OK, first things first. They're 6-6 after beating the Steelers in what was billed as an elimination game on Thanksgiving night. (By the way, how many of the activists decrying the fact that retail stores dared to open on Thanksgiving were among the 250,000 or so fans who voluntarily abandoned family and tradition to go to Ford Field, Cowboys Stadium or M&T Bank Stadium on Thursday?)
The Ravens will likely need three wins in their final four games to make the playoffs. Next week against Minnesota is a gimme. The Vikings are bad and the one thing they do well (running the ball) is something the Ravens stop well.
After that, Baltimore appears to have three 50-50 propositions: at Detroit, home against New England, and at Cincinnati. But the Ravens will have a tremendous edge in coaching ability against the Lions, they'll have one of the strongest home-field advantages in all of pro sports against the Patriots, and they'll have the confidence that comes from already beating their opponent once when they get their rematch with the Bengals.
In fact, if they find a way to win all four, they'll almost certainly be division champions. (So much for those "must-win" games they lost in Cleveland and Chicago, huh?)
If they win three out of four, depending on how the Bengals do, they could still win the division, but they would be all-but assured of the second AFC wild card because they're in such good shape on tie-breakers in a big-time down year for the AFC. They already own wins over the Dolphins and Jets, two of their main wild-card competitors, and they have the best AFC mark of any team not currently leading a division.
There are exactly five teams in the conference with a winning record.

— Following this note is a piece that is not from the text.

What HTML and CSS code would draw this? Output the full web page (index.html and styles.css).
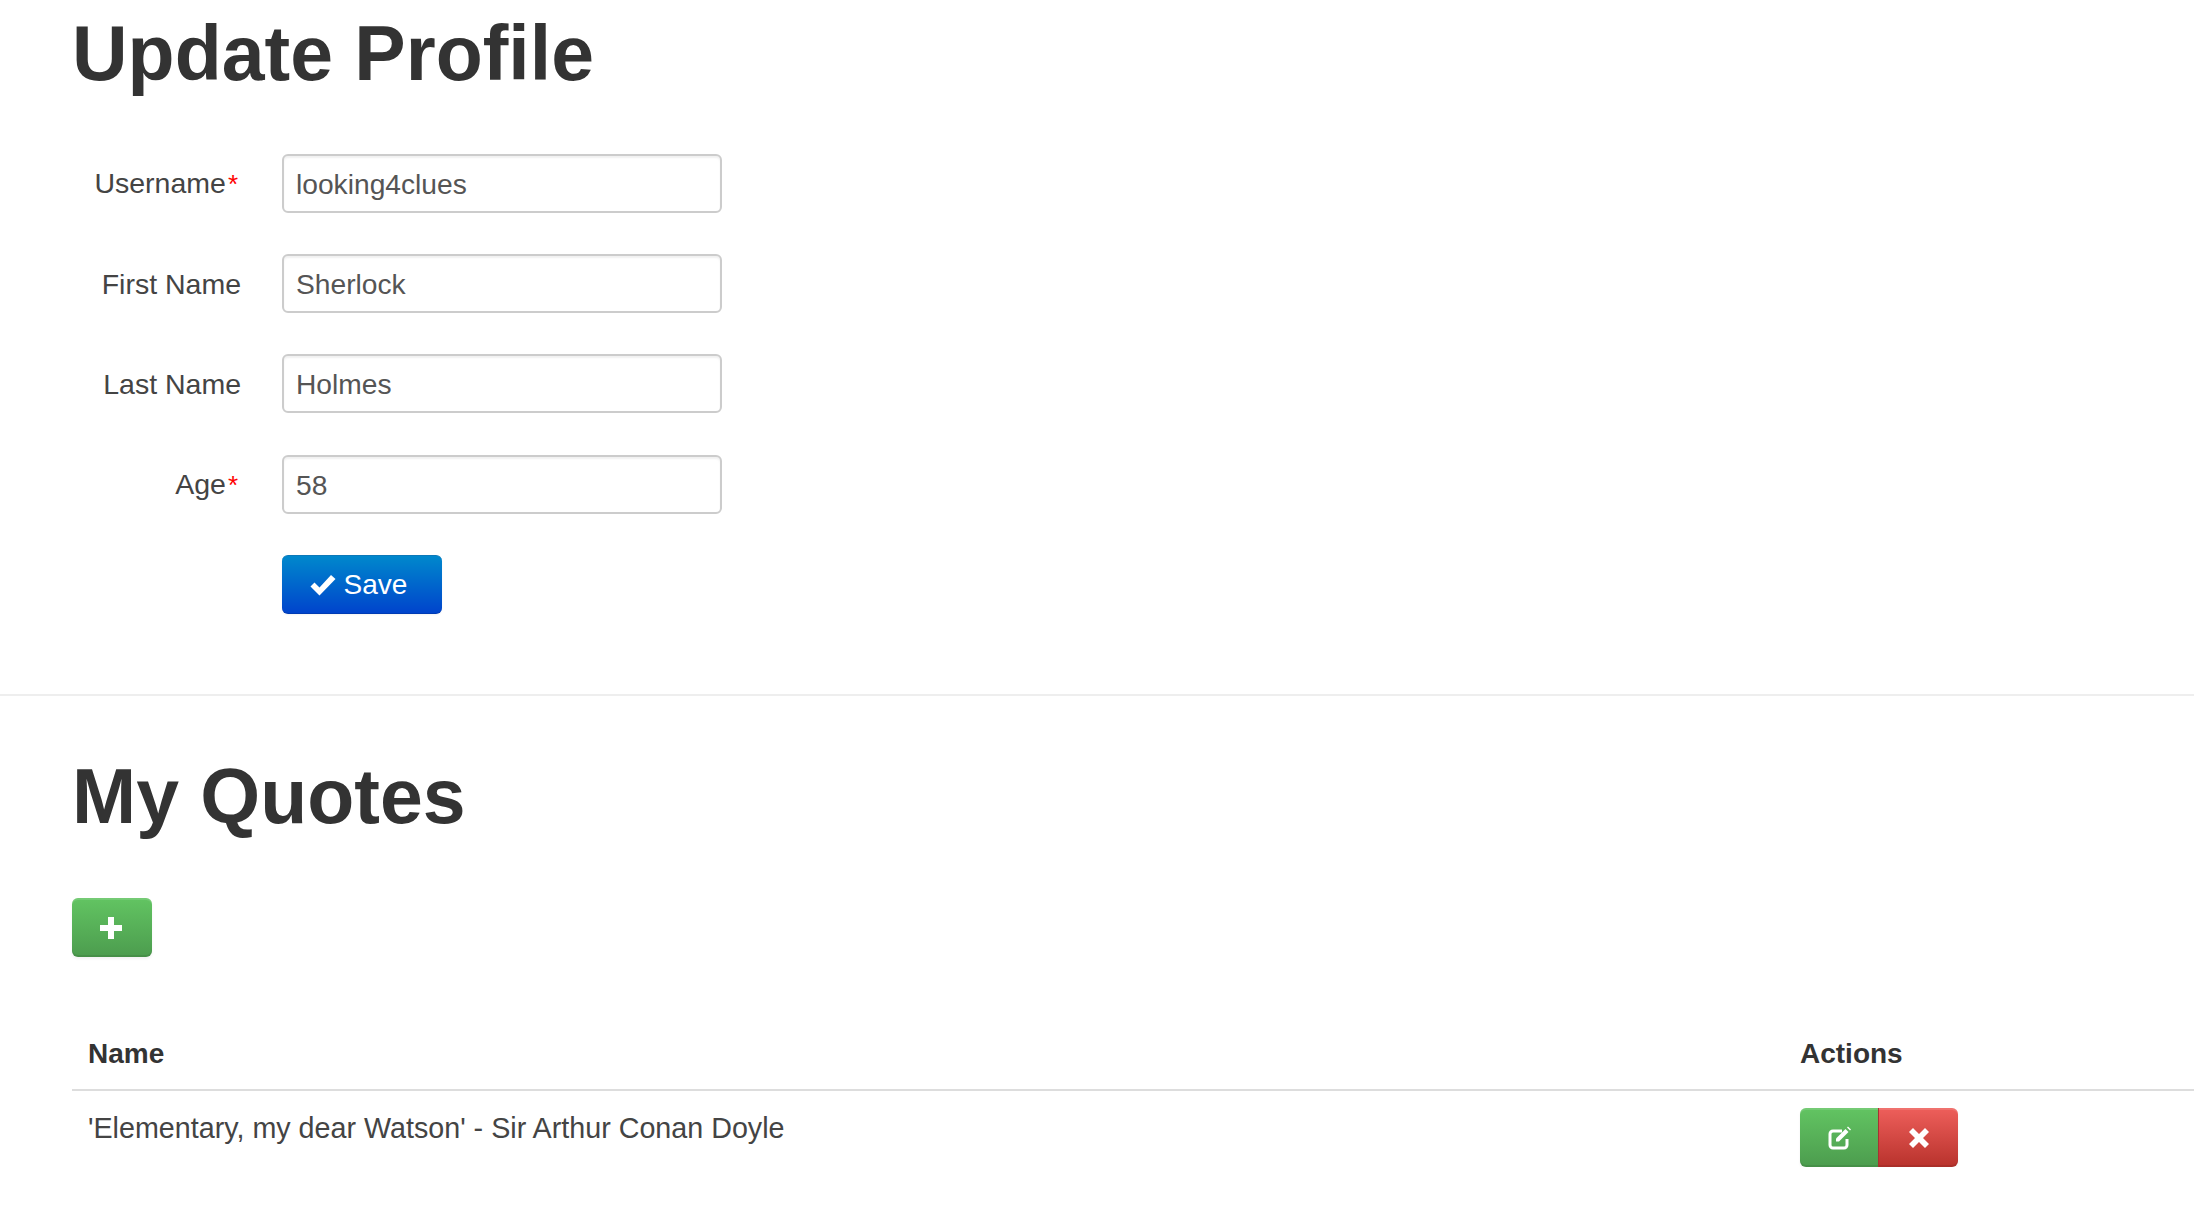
FILE: index.html
```html
<!DOCTYPE html>
<html lang="en">
<head>
<meta charset="utf-8">
<title>Update Profile</title>
<link rel="stylesheet" href="styles.css">
</head>
<body>
<section class="section profile">
  <h1 class="title">Update Profile</h1>
  <form class="form">
    <label class="label" for="u">Username<span class="req">*</span></label>
    <input class="input" id="u" type="text" value="looking4clues">
    <label class="label plain" for="f">First Name</label>
    <input class="input" id="f" type="text" value="Sherlock">
    <label class="label plain" for="l">Last Name</label>
    <input class="input" id="l" type="text" value="Holmes">
    <label class="label" for="a">Age<span class="req">*</span></label>
    <input class="input" id="a" type="text" value="58">
    <button class="btn btn-blue btn-save" type="button">
      <svg class="icon-check" viewBox="0 0 26 22" aria-hidden="true"><path d="M0.5 12.5 L4.5 8.5 L9.5 13.5 L21 1 L25.5 5 L9.5 21.5 Z" fill="#fff"/></svg>
      <span>Save</span>
    </button>
  </form>
</section>
<hr class="divider">
<section class="section quotes">
  <h1 class="title">My Quotes</h1>
  <button class="btn btn-green btn-add" type="button" aria-label="Add">
    <svg class="icon-plus" viewBox="0 0 22 22" aria-hidden="true"><path d="M8 0h6v8h8v6h-8v8H8v-8H0V8h8z" fill="#fff"/></svg>
  </button>
  <table class="table">
    <thead>
      <tr><th class="col-name">Name</th><th class="col-actions">Actions</th></tr>
    </thead>
    <tbody>
      <tr>
        <td class="quote-cell">'Elementary, my dear Watson' - Sir Arthur Conan Doyle</td>
        <td class="actions-cell">
          <div class="btn-group">
            <button class="btn btn-green btn-edit" type="button" aria-label="Edit">
              <svg class="icon-edit" viewBox="0 0 24 24" aria-hidden="true"><path d="M15 5H6a3 3 0 0 0-3 3v11a3 3 0 0 0 3 3h11a3 3 0 0 0 3-3v-6" fill="none" stroke="#fff" stroke-width="3"/><path d="M9 15.5v-3L18.5 3l3 3L12 15.5z" fill="#fff"/><path d="M20 1.5l1-1 3 3-1 1z" fill="#fff"/></svg>
            </button>
            <button class="btn btn-red btn-del" type="button" aria-label="Delete">
              <svg class="icon-x" viewBox="0 0 20 20" aria-hidden="true"><path d="M4 0l6 6 6-6 4 4-6 6 6 6-4 4-6-6-6 6-4-4 6-6-6-6z" fill="#fff"/></svg>
            </button>
          </div>
        </td>
      </tr>
    </tbody>
  </table>
</section>
</body>
</html>
```

FILE: styles.css
```css
html, body { margin: 0; padding: 0; background: #fff; overflow: hidden; }
body {
  font-family: "Liberation Sans", Arial, sans-serif;
  font-size: 28px;
  color: #333;
}
.section { padding-left: 72px; }
.title {
  margin: 0;
  font-size: 77px;
  line-height: 84px;
  font-weight: 700;
  color: #333;
}
.profile { padding-top: 11px; }
.form {
  margin-top: 58px;
  display: grid;
  grid-template-columns: 169px 440px;
  column-gap: 41px;
  row-gap: 41px;
  align-items: center;
}
.label { text-align: right; line-height: 57px; padding-top: 2px; color: #444; font-size: 28.5px; }
.req { color: #f00; font-size: 26px; margin-left: 2px; margin-right: 3px; }
.input {
  box-sizing: border-box;
  width: 440px;
  height: 59px;
  padding: 2px 12px 0;
  border: 2px solid #ccc;
  border-radius: 6px;
  font: inherit;
  font-size: 28.2px;
  color: #555;
  background: #fff;
  box-shadow: inset 0 2px 2px rgba(0,0,0,.06);
  outline: none;
}
.btn {
  box-sizing: border-box;
  display: inline-flex;
  align-items: center;
  justify-content: center;
  height: 59px;
  padding: 0;
  border: 0;
  border-radius: 6px;
  font: inherit;
  color: #fff;
  cursor: pointer;
}
.btn-blue {
  background: linear-gradient(#0088cc, #0044cc);
  border-top: 1px solid #0d78b8;
  border-bottom: 1px solid #003bb3;
  box-shadow: 0 1px 2px rgba(0,0,0,.05);
}
.btn-green {
  background: linear-gradient(#62c462, #4c9c4e);
  box-shadow: inset 0 2px 0 rgba(255,255,255,.12), inset 0 -2px 0 rgba(0,0,0,.08), 0 2px 3px rgba(0,0,0,.05);
}
.btn-red {
  background: linear-gradient(#ee5f5b, #b8322c);
  box-shadow: inset 0 2px 0 rgba(255,255,255,.12), inset 0 -2px 0 rgba(0,0,0,.08), 0 2px 3px rgba(0,0,0,.05);
}
.btn-save {
  grid-column: 2;
  justify-self: start;
  width: 160px;
  gap: 8px;
  padding-right: 7px;
}
.icon-check { width: 26px; height: 22px; }
.divider {
  height: 2px;
  margin: 80px 0 0;
  border: 0;
  background: #eee;
}
.quotes { padding-top: 58px; }
.btn-add { display: flex; width: 80px; margin-top: 60px; padding-right: 2px; }
.icon-plus { width: 22px; height: 22px; }
.table {
  width: 2122px;
  margin-top: 58px;
  border-collapse: collapse;
  table-layout: fixed;
  line-height: 40px;
}
.table th, .table td { padding: 0 16px; text-align: left; vertical-align: top; }
.table th { font-weight: 700; height: 75px; border-bottom: 2px solid #ddd; padding-top: 19px; box-sizing: border-box; color: #333; }
.table td { padding-top: 17px; }
.table .col-actions { padding-left: 17px; }
.col-name { width: 1711px; }
.quote-cell { font-size: 28.7px; color: #444; }
.table .actions-cell { padding-top: 17px; padding-left: 17px; }
.btn-group { display: flex; width: 158px; }
.btn-edit { width: 79px; border-radius: 6px 0 0 6px; border-right: 1px solid #a33; }
.btn-del { width: 79px; border-radius: 0 6px 6px 0; }
.icon-edit { width: 24px; height: 24px; }
.icon-x { width: 20px; height: 20px; }
```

Who among them should the Ravens be particularly afraid of?
The Colts? They've been blown out by the mighty Rams and Cardinals in two of their past three games. The Bengals? They looked as bad as any team I've ever seen during the first-half of their Week 10 loss in Baltimore. The Chiefs? They rank 26th in the league in passing, and passing is all that matters on offense these days. The Patriots? They're doing it with mirrors in Tom Brady's worst season, with turnover problems on offense and injury problems on defense. The Broncos? Peyton Manning seems to lose about 5 mph off his fastball for every 10-degree drop in temperature - I'll take Flacco over Manning if I need a 20-yard completion outdoors in January (see last season's game at Denver).
The Ravens are playing quite well on defense, among the NFL leaders in key categories like run defense, points allowed, sacks, and getting off the field on third down. They've also begun showing some life on offense since Jacoby Jones got healthy and added another deep threat. (Flacco may not be particularly accurate at short range, but he throws as good a deep ball as anyone). They had six scoring drives against the Steelers. If they can find a way to start getting touchdowns instead of field goals, watch out.
I'm not always particularly bullish on the Ravens. It's quite possible I said they were "done" a year ago during their three-game losing streak in December. And, to be sure, it wouldn't be a big surprise if they wound up 8-8 and watching the playoffs.
It would be less of a surprise, however, to see the John Harbaugh/Joe Flacco streaks of reaching the postseason and winning at least one game extended. At this point, even another Super Bowl run is not out of the question.
It hasn't been a banner year for Baltimore. Strangely enough, though, it still can be.